Bitterness between the two sides persists today. Hirabayashi and others, for instance, tell tales of brothers who never spoke again after one resisted and the other served. Ellen Endo, editor of Rafu Shimpo, the Los Angeles Japanese newspaper, calls the Watada debate the most emotional community divide she’s seen in four decades.

Nisei and other Asian American veterans deserve respect from their for their valor and service, but uncritical deference blinds us from examining the deeper issues of Asian American identity. To allow uncompromising veterans and pro-war factions to brand Lt. Watada as a modern day “no-no boy” and disavow him from Asian America, is to fail to exorcise the ghosts of the internment camps. It is to say that we Asian Americans must wave the flag more vigorously than whites to prove their loyalty.

Citizenship and patriotism does not equate to flag-waving and blind obedience. Soldiers are sworn to defend their country, but they are also citizens and thereby have responsibility to refuse criminal or immoral orders. If such posture is unpatriotic, shameful, or foolish as some critics call it, I wonder how history would have been so different if the Japanese and German soldiers had taken that same stance in large numbers.

Lt. Watada is not a coward; his physical courage is corroborated by his willingness to deploy to Afghanistan.

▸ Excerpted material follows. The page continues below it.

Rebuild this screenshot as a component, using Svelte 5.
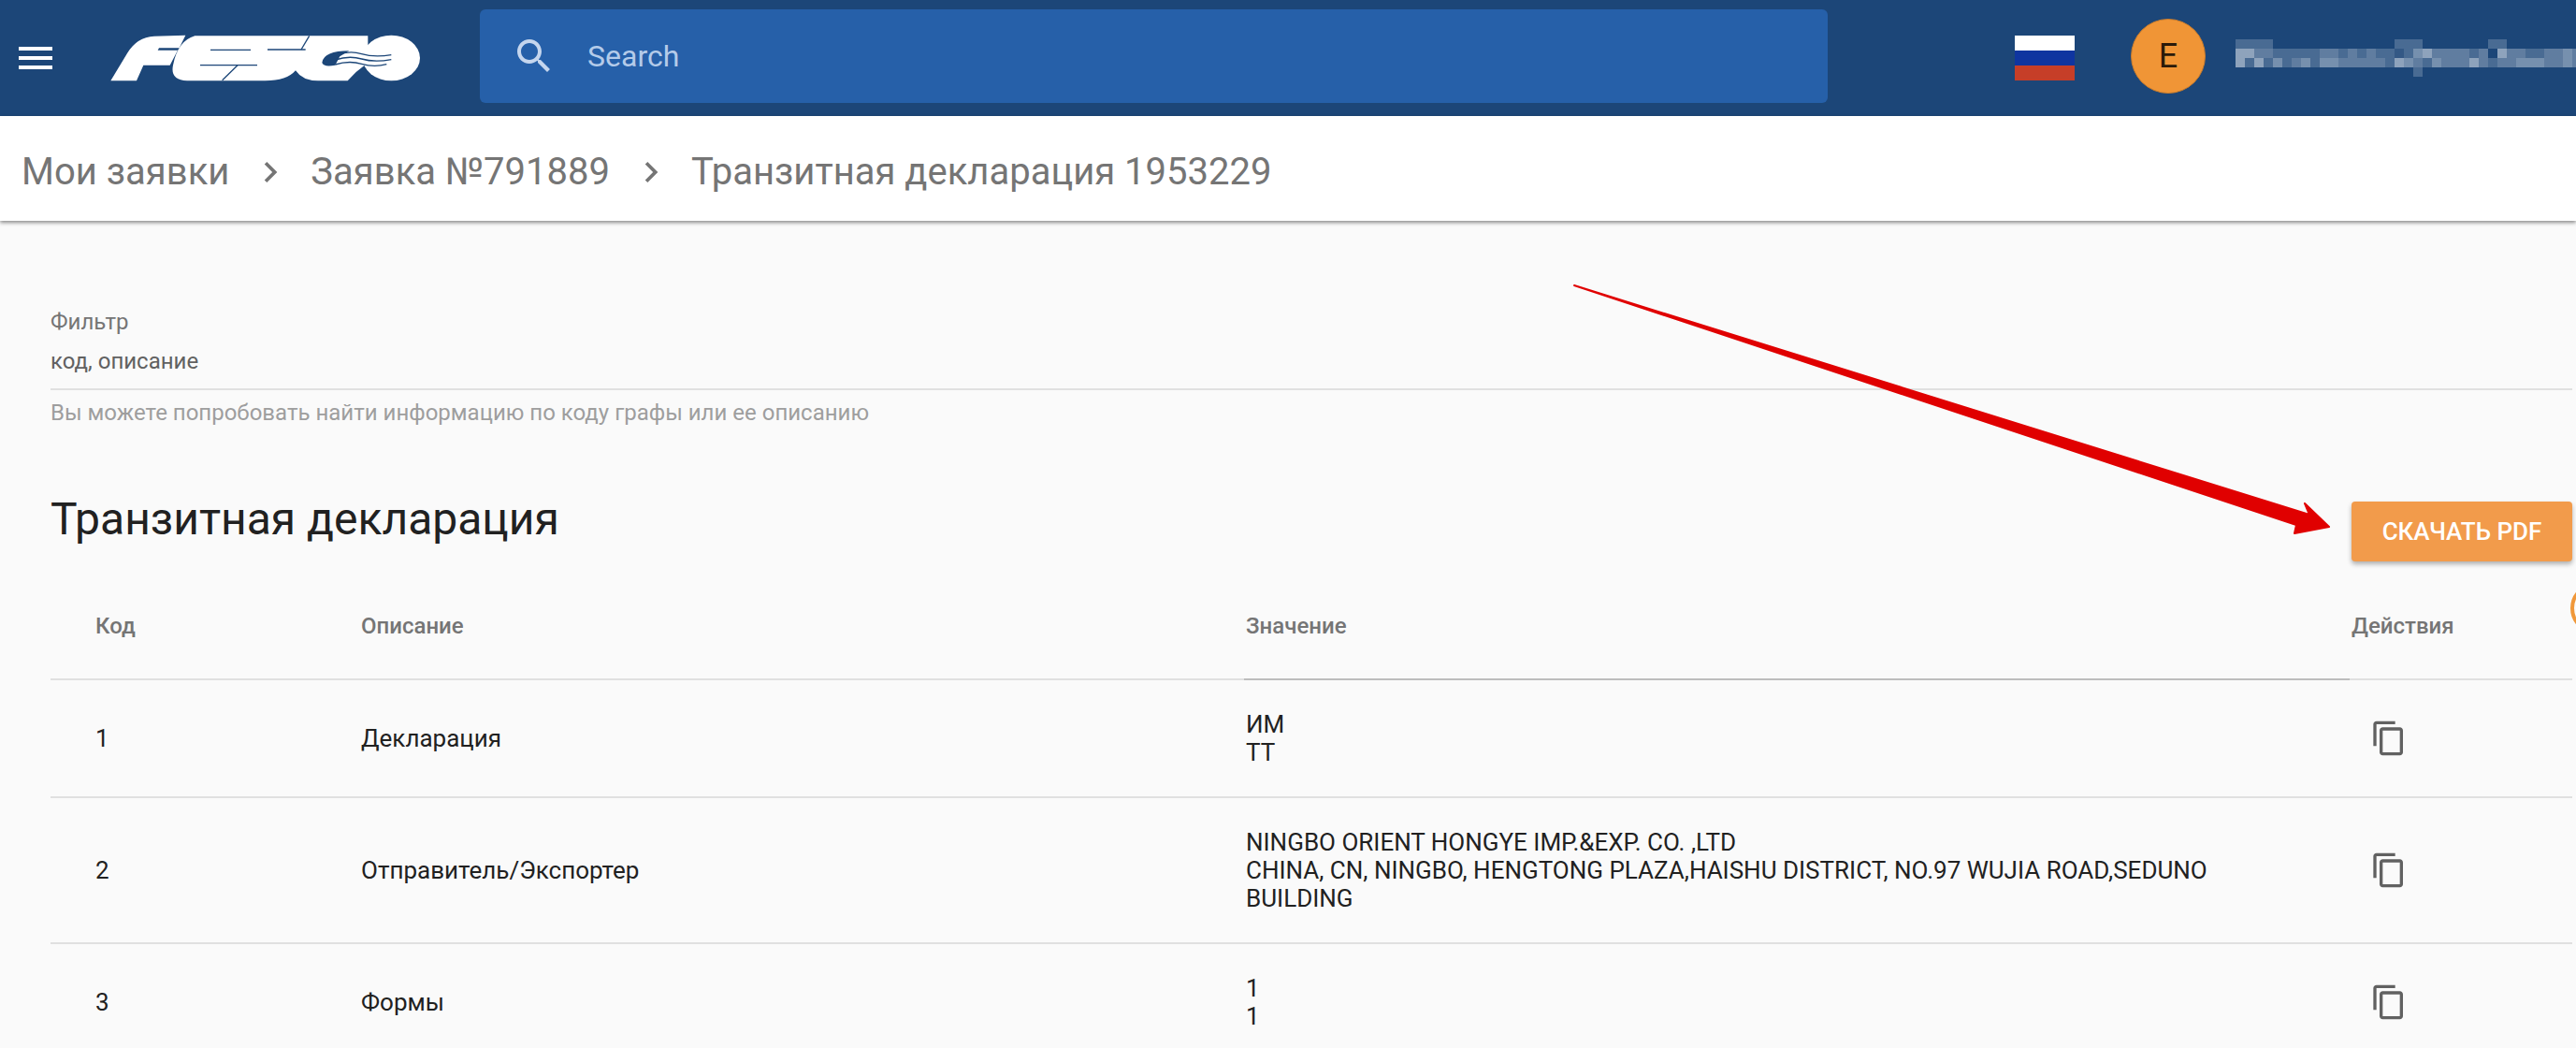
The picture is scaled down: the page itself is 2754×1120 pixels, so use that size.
<script>
  // the blurred user name in the header, one digit of opacity per block
  const blurRows = [
    "2222000000000000022200000002200000000",
    "5533222223323232212453333230533223343",
    "5252423424433333254324333532334443343",
    "0000000000000000000200000000000000000"
  ];

  const rows = [
    { code: "1", name: "Декларация", value: ["ИМ", "ТТ"] },
    {
      code: "2",
      name: "Отправитель/Экспортер",
      value: [
        "NINGBO ORIENT HONGYE IMP.&EXP. CO. ,LTD",
        "CHINA, CN, NINGBO, HENGTONG PLAZA,HAISHU DISTRICT, NO.97 WUJIA ROAD,SEDUNO BUILDING"
      ]
    },
    { code: "3", name: "Формы", value: ["1", "1"] }
  ];
</script>

<div class="page">
  <header class="topbar">
    <button class="menu" aria-label="menu">
      <svg viewBox="0 0 24 24" width="48" height="48"><path d="M3 18h18v-2H3v2zm0-5h18v-2H3v2zm0-7v2h18V6H3z" fill="#fff" /></svg>
    </button>
    <svg class="logo" viewBox="0 0 1050 210" width="350" height="70" aria-label="FESCO">
      <g fill="#fff">
        <path d="M25 178 L78 90 Q108 38 165 35 L265 32 L245 73 L180 73 L176 80 L240 80 L215 128 L130 128 L108 178 Z" />
        <path d="M295 34 L850 34 L850 120 L812 150 L785 178 L690 178 Q640 178 618 145 Q590 178 520 178 L270 178 Q215 175 225 128 Q240 50 295 34 Z" />
        <ellipse cx="925" cy="105" rx="92" ry="73" />
      </g>
      <path d="M790 82 Q708 82 703 120 Q708 135 745 128 L760 100 Z" fill="#1c4678" />
      <g fill="none" stroke="#1c4678" stroke-width="4">
        <path d="M345 79 H474" />
        <path d="M312 128 H495" />
        <path d="M528 78 H650" />
        <path d="M432 128 L383 176" />
        <path d="M662 34 L636 78" />
        <path d="M750 96 Q790 80 830 92 T925 95" />
        <path d="M745 111 Q790 96 830 108 T925 110" />
        <path d="M745 126 Q790 112 830 124 T910 125" />
      </g>
    </svg>
    <div class="search">
      <svg viewBox="0 0 24 24" width="48" height="48"><path d="M15.5 14h-.79l-.28-.27C15.41 12.59 16 11.11 16 9.5 16 5.91 13.09 3 9.5 3S3 5.91 3 9.5 5.91 16 9.5 16c1.61 0 3.09-.59 4.23-1.57l.27.28v.79l5 4.99L20.49 19l-4.99-5zm-6 0C7.01 14 5 11.99 5 9.5S7.01 5 9.5 5 14 7.01 14 9.5 11.99 14 9.5 14z" fill="#c5d6ee" /></svg>
      <span>Search</span>
    </div>
    <div class="flag"><i class="white"></i><i class="blue"></i><i class="red"></i></div>
    <div class="avatar">E</div>
    <div class="blurname" aria-hidden="true">
      {#each blurRows as row}
        {#each row.split("") as cell}
          <i style="opacity: {Number(cell) / 10}"></i>
        {/each}
      {/each}
    </div>
  </header>

  <nav class="crumbs">
    <span>Мои заявки</span>
    <svg viewBox="0 0 24 24" width="44" height="44"><path d="M10 6L8.59 7.41 13.17 12l-4.58 4.59L10 18l6-6z" /></svg>
    <span>Заявка №791889</span>
    <svg viewBox="0 0 24 24" width="44" height="44"><path d="M10 6L8.59 7.41 13.17 12l-4.58 4.59L10 18l6-6z" /></svg>
    <span>Транзитная декларация 1953229</span>
  </nav>

  <main class="content">
    <div class="filter">
      <div class="filter-label">Фильтр</div>
      <div class="filter-input">код, описание</div>
      <div class="filter-help">Вы можете попробовать найти информацию по коду графы или ее описанию</div>
    </div>

    <div class="title-row">
      <h1>Транзитная декларация</h1>
      <button class="download">СКАЧАТЬ PDF</button>
    </div>

    <div class="table">
      <div class="row head">
        <div class="cell">Код</div>
        <div class="cell">Описание</div>
        <div class="cell value">Значение</div>
        <div class="cell">Действия</div>
      </div>
      {#each rows as row}
        <div class="row">
          <div class="cell">{row.code}</div>
          <div class="cell">{row.name}</div>
          <div class="cell value">
            {#each row.value as line}
              <div>{line}</div>
            {/each}
          </div>
          <div class="cell actions">
            <svg viewBox="0 0 24 24" width="40" height="40"><path d="M16 1H4c-1.1 0-2 .9-2 2v14h2V3h12V1zm3 4H8c-1.1 0-2 .9-2 2v14c0 1.1.9 2 2 2h11c1.1 0 2-.9 2-2V7c0-1.1-.9-2-2-2zm0 16H8V7h11v14z" fill="#616161" /></svg>
          </div>
        </div>
      {/each}
    </div>
  </main>

  <!-- annotation drawn over the screenshot -->
  <svg class="arrow" viewBox="0 0 2754 1120" width="2754" height="1120">
    <path d="M1683 305 L2469 550 L2464 538 L2490 563 L2453 570 L2455 561 Z" fill="#e00000" stroke="#e00000" stroke-width="2" stroke-linejoin="round" />
  </svg>
  <div class="ring"></div>
</div>

<style>
  :global(body) {
    margin: 0;
    background: #fafafa;
  }

  .page {
    position: relative;
    width: 2754px;
    height: 1120px;
    overflow: hidden;
    background: #fafafa;
    font-family: Roboto, "Noto Sans", sans-serif;
    color: #212121;
  }

  .topbar {
    display: flex;
    align-items: center;
    height: 124px;
    padding-left: 14px;
    background: #1c4678;
  }

  .topbar > * {
    flex: none;
  }

  .menu {
    display: flex;
    width: 48px;
    height: 48px;
    padding: 0;
    border: 0;
    background: none;
  }

  .logo {
    margin-left: 48px;
  }

  .search {
    display: flex;
    align-items: center;
    gap: 33px;
    box-sizing: border-box;
    width: 1441px;
    height: 100px;
    margin: -4px 0 0 53px;
    padding-left: 34px;
    border-radius: 6px;
    background: #2660a9;
    color: #b4cbe9;
    font-size: 32px;
  }

  .flag {
    display: flex;
    flex-direction: column;
    width: 64px;
    height: 49px;
    margin-left: 200px;
  }

  .flag i {
    flex: 1;
  }

  .white { background: #fff; }
  .blue { background: #0f35a0; }
  .red { background: #c63e28; }

  .avatar {
    display: flex;
    align-items: center;
    justify-content: center;
    box-sizing: border-box;
    width: 80px;
    height: 80px;
    margin: -4px 0 0 60px;
    border: 1px solid #c97c2c;
    border-radius: 50%;
    background: #f09536;
    color: #2b1a0a;
    font-size: 36px;
  }

  .blurname {
    display: grid;
    grid-template-columns: repeat(37, 10px);
    grid-auto-rows: 10px;
    margin: 0 0 0 32px;
  }

  .blurname i {
    background: #fff;
  }

  .crumbs {
    position: relative;
    display: flex;
    align-items: center;
    gap: 21.5px;
    box-sizing: border-box;
    height: 112px;
    padding: 7px 0 0 23px;
    background: #fff;
    box-shadow: 0 2px 4px rgba(0, 0, 0, 0.45);
    color: #757575;
    font-size: 40px;
  }

  .crumbs svg {
    fill: #757575;
  }

  .content {
    padding: 94px 4px 0 54px;
  }

  .filter-label,
  .filter-input,
  .filter-help {
    font-size: 24px;
    line-height: 28px;
  }

  .filter-label {
    color: #757575;
  }

  .filter-input {
    margin-top: 14px;
    padding-bottom: 15px;
    border-bottom: 2px solid #e0e0e0;
    color: #616161;
  }

  .filter-help {
    margin-top: 10px;
    color: #9e9e9e;
  }

  .title-row {
    display: flex;
    align-items: center;
    justify-content: space-between;
    height: 64px;
    margin-top: 81px;
  }

  h1 {
    margin: 0 0 28px;
    font-size: 48px;
    font-weight: 400;
  }

  .download {
    width: 236px;
    height: 64px;
    padding: 0;
    border: 0;
    border-radius: 4px;
    background: #f29b4b;
    box-shadow: 0 3px 5px rgba(0, 0, 0, 0.3);
    color: #fff;
    font-family: inherit;
    font-size: 26px;
    font-weight: 500;
  }

  .row {
    display: grid;
    grid-template-columns: 332px 946px 1182px 236px;
    align-items: center;
    padding: 32px 0;
    border-bottom: 2px solid #e0e0e0;
    font-size: 26px;
    line-height: 30px;
  }

  .row .cell:first-child {
    padding-left: 48px;
  }

  .head {
    position: relative;
    height: 127px;
    box-sizing: border-box;
    padding: 12px 0 0;
    color: #757575;
    font-size: 24px;
    font-weight: 500;
  }

  .head .value::after {
    content: "";
    position: absolute;
    left: 1276px;
    width: 1182px;
    bottom: -2px;
    height: 2px;
    background: #bdbdbd;
  }

  .value {
    padding-right: 140px;
  }

  .actions {
    display: flex;
    padding-left: 20px;
  }

  .arrow {
    position: absolute;
    top: 0;
    left: 0;
    pointer-events: none;
  }

  .ring {
    position: absolute;
    left: 2748px;
    top: 622px;
    width: 56px;
    height: 56px;
    box-sizing: border-box;
    border: 4px solid #f0983a;
    border-radius: 50%;
  }
</style>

This case highlights a deficit of moral courage in American society; be it members of the press who evade questioning the morality of going to war in Iraq, or pro-war cohorts who deflect moral responsibility by taking refuge behind the uniform and flag.

In the words of Bill Moyers, “come to think of it, sometimes standing up to your government is to stand up for your country.” Perhaps the time has arrived for us Asian Americans to treat the Watada case as a chance to assert our individuality and independence as a people, rather than treating it as another test of loyalty.